-- START OF DATA EXCERPT --

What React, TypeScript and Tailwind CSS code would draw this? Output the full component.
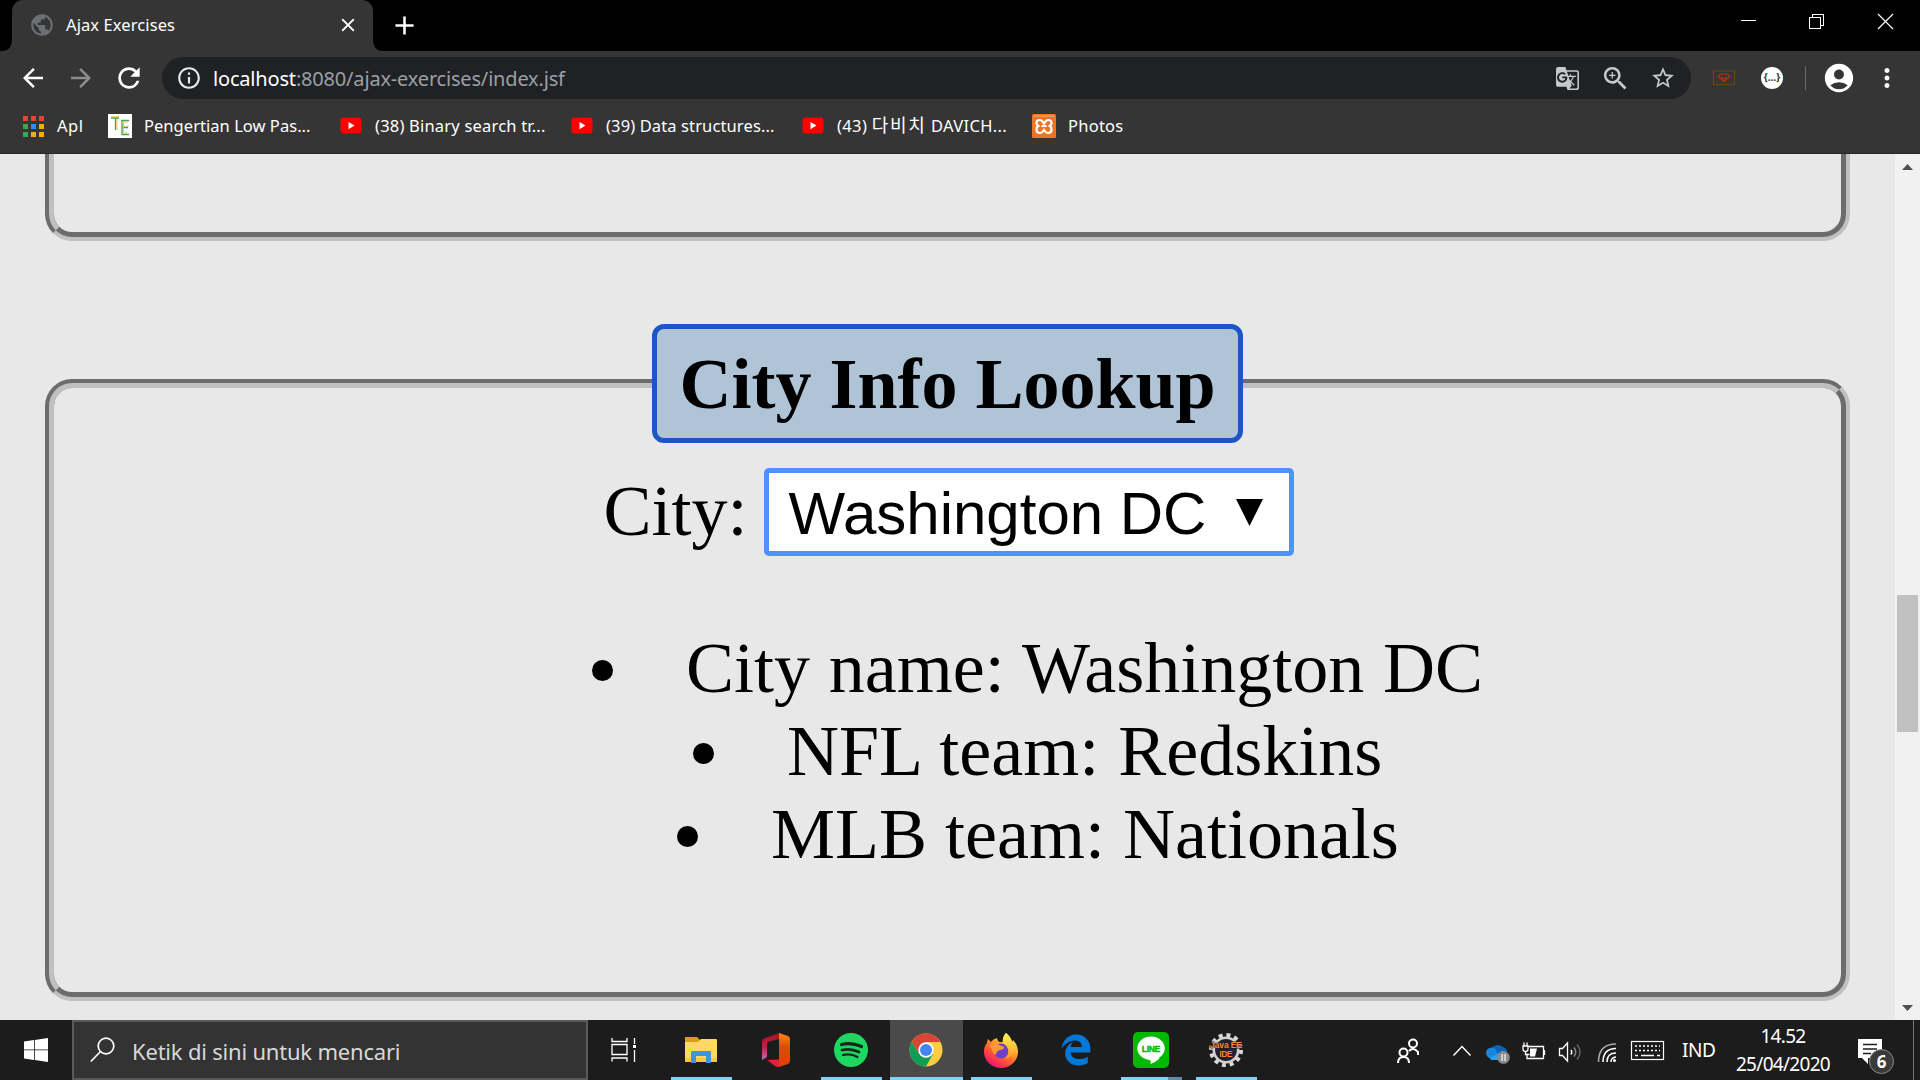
import React from "react";
import {
  MdAccountCircle,
  MdAdd,
  MdArrowBack,
  MdArrowForward,
  MdClose,
  MdGTranslate,
  MdInfoOutline,
  MdMoreVert,
  MdPublic,
  MdRefresh,
  MdStarBorder,
  MdZoomIn,
} from "react-icons/md";
import { FaEdgeLegacy } from "react-icons/fa6";

const APP_COLORS = ["#ea4335", "#ea4335", "#ea4335", "#34a853", "#2a8cff", "#fbab05", "#34a853", "#fbab05", "#fbab05"];

function YouTubeIcon() {
  return (
    <svg width="22" height="18" viewBox="0 0 22 18" className="shrink-0">
      <rect x="0.5" y="0.5" width="21" height="16" rx="3" fill="#f00" />
      <path d="M8.500 5v7.200l6-3.600z" fill="#fff" />
    </svg>
  );
}

function TitleBar() {
  return (
    <div className="flex h-[51px] items-stretch bg-black">
      <div className="flex w-3 items-end">
        <svg width="12" height="12">
          <path d="M12 0v12H2Q12 12 12 0z" fill="#353535" />
        </svg>
      </div>
      <div className="flex w-[361px] items-center rounded-t-[11px] bg-[#353535] pl-[17px]">
        <MdPublic size={26} color="#6b6f73" className="-mt-px" />
        <span className="ml-[11px] w-[271px] whitespace-nowrap pb-px text-[16.5px] tracking-[0.1px] text-white">Ajax Exercises</span>
        <MdClose size={22} color="#fff" className="-mt-px" />
      </div>
      <div className="flex w-3 items-end">
        <svg width="12" height="12">
          <path d="M0 0v12h10Q0 12 0 0z" fill="#353535" />
        </svg>
      </div>
      <div className="ml-1 flex items-center pb-px">
        <MdAdd size={31} color="#fff" />
      </div>
      <svg width="160" height="51" viewBox="1740 0 160 51" className="ml-auto mr-5" fill="none" stroke="#fff" shapeRendering="crispEdges">
        <path d="M1741 20.500h15" />
        <path d="M1809.500 17.500h11v11h-11z M1812.500 17v-2.500h11v11h-3" />
        <path d="M1878 14l15 15M1893 14l-15 15" shapeRendering="auto" strokeWidth="1.200" />
      </svg>
    </div>
  );
}

function Toolbar() {
  return (
    <div className="flex h-[54px] items-center">
      <div className="ml-[18px] flex w-[144px] items-center">
        <MdArrowBack size={30} color="#fff" />
        <MdArrowForward size={30} color="#8d8d8d" className="ml-[18px]" />
        <MdRefresh size={32} color="#fff" className="ml-[17px]" />
      </div>
      <div className="flex h-[42px] w-[1529px] items-center rounded-full bg-[#202124] pl-[14px]">
        <MdInfoOutline size={26} color="#e8eaed" />
        <span className="ml-[11px] whitespace-nowrap pt-px text-[20px] tracking-[-0.18px] text-[#9aa0a6]">
          <span className="text-white">localhost</span>:8080/ajax-exercises/index.jsf
        </span>
        <div className="ml-auto mr-[15px] flex items-center text-[#c8c9ca]">
          <MdGTranslate size={25} />
          <MdZoomIn size={31} className="ml-[20px]" />
          <MdStarBorder size={26} className="ml-[19px]" />
        </div>
      </div>
      <svg width="24" height="16" className="ml-[21px]" fill="none">
        <rect x="1.500" y="1" width="21" height="13.500" stroke="#6f430d" strokeWidth="1.200" />
        <path d="M8.500 4h7l2.500 2.500-6 5-6-5z M9 7l3 2 3-2" stroke="#b8301c" strokeWidth="1.100" />
      </svg>
      <div className="ml-[25px] flex size-[22px] items-center justify-center rounded-full bg-white pb-px text-[10px] font-bold text-[#333]">
        {"{…}"}
      </div>
      <div className="ml-[22px] h-6 w-px bg-[#6b6b6b]" />
      <MdAccountCircle size={34} color="#fff" className="ml-[16px]" />
      <MdMoreVert size={30} color="#fff" className="ml-[16px]" />
    </div>
  );
}

function Bookmark({ children, label, className }: { children: React.ReactNode; label: React.ReactNode; className: string }) {
  return (
    <div className={`flex items-center whitespace-nowrap ${className}`}>
      {children}
      <span>{label}</span>
    </div>
  );
}

function BookmarksBar() {
  return (
    <div className="flex h-[49px] items-center border-b border-[#262626] pb-[6px] text-[16.5px] text-white">
      <Bookmark label="Apl" className="ml-[23px] w-[85px] gap-[13px] tracking-[0.5px]">
        <div className="grid grid-cols-3 gap-x-[3px] gap-y-[3px]">
          {APP_COLORS.map((c, i) => (
            <div key={i} className="size-[5px]" style={{ backgroundColor: c }} />
          ))}
        </div>
      </Bookmark>
      <Bookmark label="Pengertian Low Pas..." className="w-[232px] gap-3 tracking-[0.04px]">
        <svg width="24" height="24" fill="none">
          <path fill="#fff" d="M0 0h24v24H0z" />
          <path d="M3 4h8M7.500 4v12M13 6.500h8M14 6.500v14h7M14 13.500h6" stroke="#4b9f50" strokeWidth="1.300" />
          <path d="M3 2.800h8M9 5v11M13 8h7M15.500 8v11h5M15.500 12.200h5" stroke="#d8cf3c" strokeWidth="1" />
        </svg>
      </Bookmark>
      <Bookmark label="(38) Binary search tr..." className="w-[231px] gap-[13px] tracking-[0.2px]">
        <YouTubeIcon />
      </Bookmark>
      <Bookmark label="(39) Data structures..." className="w-[231px] gap-[13px] tracking-[0.12px]">
        <YouTubeIcon />
      </Bookmark>
      <Bookmark
        label={
          <>
            (43) <span className="text-[18px] leading-none tracking-[1.6px]">다비치</span> DAVICH...
          </>
        }
        className="w-[230px] gap-[13px] tracking-[0.35px]"
      >
        <YouTubeIcon />
      </Bookmark>
      <Bookmark label="Photos" className="gap-3 tracking-[0.25px]">
        <svg width="24" height="24" fill="none">
          <rect width="24" height="24" rx="1.500" fill="#ee7623" />
          <path d="M2 2h20" stroke="#f7b07c" strokeWidth="1" />
          <path d="M10.500 7.500Q9.500 6 7.500 6 4.500 6 4.500 9t3 3q-3 0-3 3.500t3.500 3.500q2 0 4-3 2 3 4 3 3.500 0 3.500-3.500t-3-3.500q3 0 3-3t-3-3q-2 0-3 1.500L12 9.500zM9.500 12h5" stroke="#fff" strokeWidth="2.200" />
        </svg>
      </Bookmark>
    </div>
  );
}

function InfoItem({ text, className }: { text: string; className: string }) {
  return (
    <li className={`flex h-[83px] items-center ${className}`}>
      <span className="mt-[5px] size-[21px] shrink-0 rounded-full bg-black" />
      <span className="ml-[73px] whitespace-nowrap pt-px">{text}</span>
    </li>
  );
}

function Page() {
  return (
    <div className="flex h-[866px] bg-[#e8e8e8]">
      <main className="flex h-[866px] w-[1895px] flex-col overflow-hidden pl-[45px] font-['Liberation_Serif',serif] text-[72px] leading-[83px] text-black">
        <div className="h-[87px] w-[1805px] shrink-0 overflow-hidden">
          <div className="-mt-[60px] h-[147px] rounded-[27px] border-[9px] border-[#c0c0c0] [border-style:groove]" />
        </div>
        <section className="mt-[138px] flex h-[622px] w-[1805px] shrink-0 flex-col items-center rounded-[27px] border-[9px] border-[#c0c0c0] [border-style:groove]">
          <h2 className="-mt-[64px] h-[119px] w-[591px] shrink-0 rounded-[12px] border-[5px] border-[#1c56c4] bg-[#b0c4d8] pt-[14px] text-center font-bold">
            City Info Lookup
          </h2>
          <div className="mt-[25px] flex h-[88px] w-[690px] items-center">
            <span className="w-[161px] shrink-0 pb-[2px] pl-px">City:</span>
            <div className="flex h-[88px] w-[530px] shrink-0 items-center rounded-[5px] border-[5px] border-[#4d90fe] bg-white pl-[20px] font-['Liberation_Sans',sans-serif] text-[60px] leading-[69px]">
              <span className="w-[447px] whitespace-nowrap pt-[3px]">Washington DC</span>
              <svg width="28" height="28">
                <path d="M0 1h27L13.500 28z" fill="#000" />
              </svg>
            </div>
          </div>
          <ul className="mt-[70px] w-[1787px]">
            <InfoItem text="City name: Washington DC" className="ml-[538px] [word-spacing:0.7px]" />
            <InfoItem text="NFL team: Redskins" className="ml-[639px] [word-spacing:1px]" />
            <InfoItem text="MLB team: Nationals" className="ml-[623px]" />
          </ul>
        </section>
      </main>
      <div className="flex w-[25px] flex-col items-center bg-[#f1f1f1]">
        <svg width="11" height="6" className="mt-[10px]">
          <path d="M0 6h11L5.500 0z" fill="#505050" />
        </svg>
        <div className="mt-[425px] h-[137px] w-[21px] bg-[#c1c1c1]" />
        <svg width="11" height="6" className="mb-[9px] mt-auto">
          <path d="M0 0h11L5.500 6z" fill="#505050" />
        </svg>
      </div>
    </div>
  );
}

function FolderIcon() {
  return (
    <svg width="33" height="28" viewBox="0 0 33 28">
      <path d="M0 1h12l3 3v5H0z" fill="#dc9f13" />
      <path d="M0 6h13l3-3h15a1 1 0 0 1 1 1v21a1 1 0 0 1-1 1H1a1 1 0 0 1-1-1z" fill="#ffd766" />
      <path d="M0 22h32v3a1 1 0 0 1-1 1H1a1 1 0 0 1-1-1z" fill="#f5c84d" />
      <path d="M6 27V16a1 1 0 0 1 1-1h18a1 1 0 0 1 1 1v11h-5v-7H11v7z" fill="#3a96dd" />
    </svg>
  );
}

function OfficeIcon() {
  return (
    <svg width="28" height="34" viewBox="0 0 28 34">
      <defs>
        <linearGradient id="officeLeft" x1="0" y1="0" x2="0" y2="1">
          <stop offset="0" stopColor="#a80f1c" />
          <stop offset="0.550" stopColor="#b8284a" />
          <stop offset="1" stopColor="#c66ab8" />
        </linearGradient>
        <linearGradient id="officeRight" x1="0" y1="0" x2="0" y2="1">
          <stop offset="0" stopColor="#ff8a0c" />
          <stop offset="0.400" stopColor="#e04c04" />
          <stop offset="1" stopColor="#dc3c08" />
        </linearGradient>
      </defs>
      <path d="M17 0L2 5.500Q0 6.500 0 9v18l5-3V11q0-2 2-2.500l10-2.500z" fill="url(#officeLeft)" />
      <path d="M5 27l12-.5V34l-3-.3z" fill="#e01f3d" />
      <path d="M17 0l9 3q2 1 2 3v22q0 2-2 3l-9 3z" fill="url(#officeRight)" />
    </svg>
  );
}

function SpotifyIcon() {
  return (
    <svg width="34" height="34" viewBox="0 0 34 34" fill="none" stroke="#15271a" strokeLinecap="round">
      <circle cx="17" cy="17" r="17" fill="#1ed760" stroke="none" />
      <path d="M7.500 11.500q10-2.500 20 2" strokeWidth="3.200" />
      <path d="M8 17q9-2 17 2" strokeWidth="2.700" />
      <path d="M9 22q8-1.700 14.500 2" strokeWidth="2.200" />
    </svg>
  );
}

function ChromeIcon() {
  return (
    <svg width="34" height="34" viewBox="0 0 34 34">
      <circle cx="17" cy="17" r="16.500" fill="#ffcd41" />
      <path d="M17 9h14.300A16.500 16.500 0 0 0 2.700 8.700L10 21z" fill="#db4437" />
      <path d="M2.700 8.700A16.500 16.500 0 0 0 17 33.500L24 21H10z" fill="#0f9d58" />
      <circle cx="17" cy="17" r="7.700" fill="#fff" />
      <circle cx="17" cy="17" r="6" fill="#4285f4" />
    </svg>
  );
}

function FirefoxIcon() {
  return (
    <svg width="34" height="35" viewBox="0 0 34 35">
      <defs>
        <linearGradient id="foxBody" x1="0.900" y1="0.050" x2="0.300" y2="1">
          <stop offset="0" stopColor="#fff44f" />
          <stop offset="0.350" stopColor="#ffb22c" />
          <stop offset="0.600" stopColor="#ff6b2b" />
          <stop offset="0.850" stopColor="#ff2e50" />
          <stop offset="1" stopColor="#e31587" />
        </linearGradient>
        <linearGradient id="foxTail" x1="0" y1="0" x2="0" y2="1">
          <stop offset="0" stopColor="#fff44f" />
          <stop offset="1" stopColor="#ff9a2b" />
        </linearGradient>
      </defs>
      <path d="M22 0q5 4 6 9 1-1 1-2 5 5 5 12a17 16 0 0 1-34 0q0-6 3-9 0-2 1-4l3 3q2-3 6-4 0 2 2 4h4q-1-5 3-9z" fill="url(#foxBody)" />
      <circle cx="17" cy="18" r="7.500" fill="#6f41c8" />
      <path d="M22 0q5 4 6 9 3 5 1 11-3 6-8 5 5-4 3-9-1-4-5-6-1-5 3-10z" fill="url(#foxTail)" />
      <path d="M5 13l7-3 5 3q3 0 3 2-1 2-4 2-4 1-4 5-4-2-4-6z" fill="#ff9838" />
    </svg>
  );
}

function LineIcon() {
  return (
    <svg width="36" height="36" viewBox="0 0 36 36">
      <rect width="36" height="36" rx="5" fill="#00b900" />
      <ellipse cx="18" cy="16.300" rx="13.700" ry="11.700" fill="#fff" />
      <path d="M14 26h13q-4 4-9.500 6 .8-3-.5-4z" fill="#fff" />
      <text x="18" y="19.800" textAnchor="middle" fontFamily="Liberation Sans, sans-serif" fontWeight="700" fontSize="8.500" textLength="18.500" fill="#00b900" stroke="#00b900" strokeWidth="0.400">LINE</text>
    </svg>
  );
}

function JavaIcon() {
  return (
    <svg width="36" height="36" viewBox="0 0 36 36">
      <circle cx="18" cy="18" r="14.800" fill="none" stroke="#d8d8d8" strokeWidth="4.400" strokeDasharray="3.900 3.850" />
      <circle cx="18" cy="18" r="12.200" fill="#241d33" stroke="#d0d0d0" strokeWidth="2.600" />
      <g fontFamily="Liberation Sans, sans-serif" fontWeight="700" fill="#f58a2c" stroke="#2a1a18" strokeWidth="1" paintOrder="stroke">
        <text x="18" y="16" textAnchor="middle" fontSize="8.500" textLength="32">Java EE</text>
        <text x="18" y="24.500" textAnchor="middle" fontSize="8.500" textLength="13">IDE</text>
      </g>
    </svg>
  );
}

function TaskButton({ children, className, line = true, active = false }: { children: React.ReactNode; className: string; line?: boolean; active?: boolean }) {
  return (
    <div className={`flex h-[60px] shrink-0 flex-col items-center ${active ? "bg-[#4a4a4a]" : ""} ${className}`}>
      <div className="flex h-[57px] items-center justify-center pr-px pt-[3px]">{children}</div>
      {line && <div className="h-[3px] w-full bg-[#81d2f4]" />}
    </div>
  );
}

function Tray() {
  return (
    <svg width="288" height="60" viewBox="1390 1020 288 60" fill="none" stroke="#fff" strokeWidth="1.500">
      <circle cx="1413" cy="1043.500" r="4" strokeWidth="2" />
      <path d="M1409 1051q4-4.500 9 1v3" strokeWidth="2" />
      <circle cx="1403.500" cy="1052.500" r="4" strokeWidth="2" />
      <path d="M1398 1063q0-6 5.500-6t5.500 6" strokeWidth="2" />
      <path d="M1453.500 1055.500l8.500-9 8.500 9" />
      <g stroke="none">
        <path d="M1490 1051a8 8 0 0 1 13-4q4 1 4 5l-8 5z" fill="#0a64b5" />
        <circle cx="1491.500" cy="1053" r="5.500" fill="#1a86db" />
        <path d="M1490 1058l12-7q5 0 6 4.500-1 4.500-5 4.500h-12z" fill="#2ba0ee" />
        <circle cx="1503.500" cy="1057.500" r="6.300" fill="#8a8a8a" />
        <path d="M1501.500 1054h1.200v7h-1.200zM1504.500 1054h1.200v7h-1.200z" fill="#fff" />
      </g>
      <path d="M1528 1046.500h15.500v12H1527v-5M1544.500 1050v5M1523 1046v3q0 2.500 2.500 2.500t2.500-2.500v-3zM1524 1042.500v3M1527 1042.500v3M1525.500 1051v3.500h4" strokeWidth="1.300" />
      <path d="M1530 1048.500h7l-2 8h-5z" fill="#fff" stroke="none" />
      <path d="M1559.500 1048.500h3l5-5.500v18l-5-5.500h-3z" strokeWidth="1.300" />
      <path d="M1571 1050q1.500 2 0 4.500" />
      <path d="M1574 1047.500q3.500 4.500 0 9" stroke="#8a8a8a" />
      <path d="M1577 1044.500q6 7.500 0 15" stroke="#666" />
      <path d="M1598.500 1062q0-18 17.500-18" stroke="#aaa" />
      <path d="M1603 1062q0-13.500 13-13.500M1607 1062q0-9 9-9M1611 1062q0-4.500 5-5" />
      <circle cx="1614.500" cy="1060.500" r="1.500" fill="#fff" stroke="none" />
      <rect x="1631.500" y="1041.500" width="32" height="18" strokeWidth="1.200" />
      <path d="M1635 1046h25M1635 1050.500h25" strokeDasharray="2 2" />
      <path d="M1635 1055.500h3M1641 1055.500h13M1657 1055.500h3" />
    </svg>
  );
}

function Taskbar() {
  return (
    <div className="flex h-[60px] bg-[#1c1c1c]">
      <div className="flex w-[72px] items-center justify-center">
        <svg width="24" height="24" fill="#fff">
          <path d="M0 3.400l10-1.400v9.500H0zM10.800 1.900L24 0v11.500H10.800zM0 12.300h10v9.600L0 20.500zM10.800 12.300H24V24l-13.200-1.900z" />
        </svg>
      </div>
      <div className="flex h-[60px] w-[516px] items-center border-2 border-[#5a5a5a] bg-[#333] pl-4">
        <svg width="26" height="26" fill="none" stroke="#fff" strokeWidth="1.700">
          <circle cx="16" cy="9" r="7.800" />
          <path d="M10.500 14.500L.8 24.500" />
        </svg>
        <span className="ml-[16px] whitespace-nowrap pt-px text-[22px] leading-7 tracking-[-0.2px] text-[#d8d8d8]">Ketik di sini untuk mencari</span>
      </div>
      <TaskButton line={false} className="w-[73px]">
        <svg width="26" height="26" fill="none" stroke="#fff" strokeWidth="1.300">
          <path d="M1 1v3.500h15V1M1 24.500V21h15v3.500M1 7.500h15v10H1zM23.500 1v6M23.500 13v12" />
          <path d="M22 8h3v3h-3z" fill="#fff" stroke="none" />
        </svg>
      </TaskButton>
      <TaskButton className="ml-[10px] w-[61px]"><FolderIcon /></TaskButton>
      <TaskButton line={false} className="ml-[14px] w-[61px]"><OfficeIcon /></TaskButton>
      <TaskButton className="ml-[14px] w-[61px]"><SpotifyIcon /></TaskButton>
      <TaskButton active className="ml-[8px] w-[73px]"><ChromeIcon /></TaskButton>
      <TaskButton className="ml-[8px] w-[61px]"><FirefoxIcon /></TaskButton>
      <TaskButton line={false} className="ml-[14px] w-[61px]"><FaEdgeLegacy size={32} color="#0078d7" /></TaskButton>
      <div className="ml-[14px] flex w-[61px] flex-col items-center">
        <div className="flex h-[57px] items-center pr-px pt-[3px]"><LineIcon /></div>
        <div className="flex h-[3px] w-full">
          <div className="w-[47px] bg-[#81d2f4]" />
          <div className="grow bg-[#5a8ea6]" />
        </div>
      </div>
      <TaskButton className="ml-[14px] w-[61px]"><JavaIcon /></TaskButton>
      <div className="ml-auto flex w-[530px] text-[19px] text-white">
        <Tray />
        <div className="w-[57px] pl-1 pt-[16px] leading-7 tracking-[-0.5px]">IND</div>
        <div className="w-[96px] whitespace-nowrap pt-[2px] text-center leading-[28px] tracking-[-0.7px]">
          <div>14.52</div>
          <div>25/04/2020</div>
        </div>
        <svg width="44" height="60" viewBox="1852 1020 44 60" className="ml-[21px]">
          <path d="M1858 1039h24v19h-14v6l-6-6h-4z" fill="#fff" />
          <path d="M1863 1044.500h14M1863 1049h14M1863 1053.500h8" stroke="#1c1c1c" strokeWidth="1.300" />
          <circle cx="1881.500" cy="1061.500" r="12" fill="#3a3a3a" stroke="#8a8a8a" />
          <text x="1881.500" y="1067.500" textAnchor="middle" fontFamily="Open Sans, sans-serif" fontSize="17" fontWeight="700" fill="#fff">6</text>
        </svg>
        <div className="ml-auto mr-[6px] w-px bg-[#777]" />
      </div>
    </div>
  );
}

export default function App() {
  return (
    <div className="flex h-[1080px] w-[1920px] flex-col overflow-hidden bg-[#353535] font-['Noto_Sans','Noto_Sans_CJK_KR',sans-serif]">
      <TitleBar />
      <Toolbar />
      <BookmarksBar />
      <Page />
      <Taskbar />
    </div>
  );
}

-- END OF DATA EXCERPT --

- **WHAT NEEDS TO BE DONE**
From the data above, copy each line that holds "full".

- **TASK ANSWER**
What React, TypeScript and Tailwind CSS code would draw this? Output the full component.
      <div className="flex h-[42px] w-[1529px] items-center rounded-full bg-[#202124] pl-[14px]">
      <div className="ml-[25px] flex size-[22px] items-center justify-center rounded-full bg-white pb-px text-[10px] font-bold text-[#333]">
      <span className="mt-[5px] size-[21px] shrink-0 rounded-full bg-black" />
      {line && <div className="h-[3px] w-full bg-[#81d2f4]" />}
        <div className="flex h-[3px] w-full">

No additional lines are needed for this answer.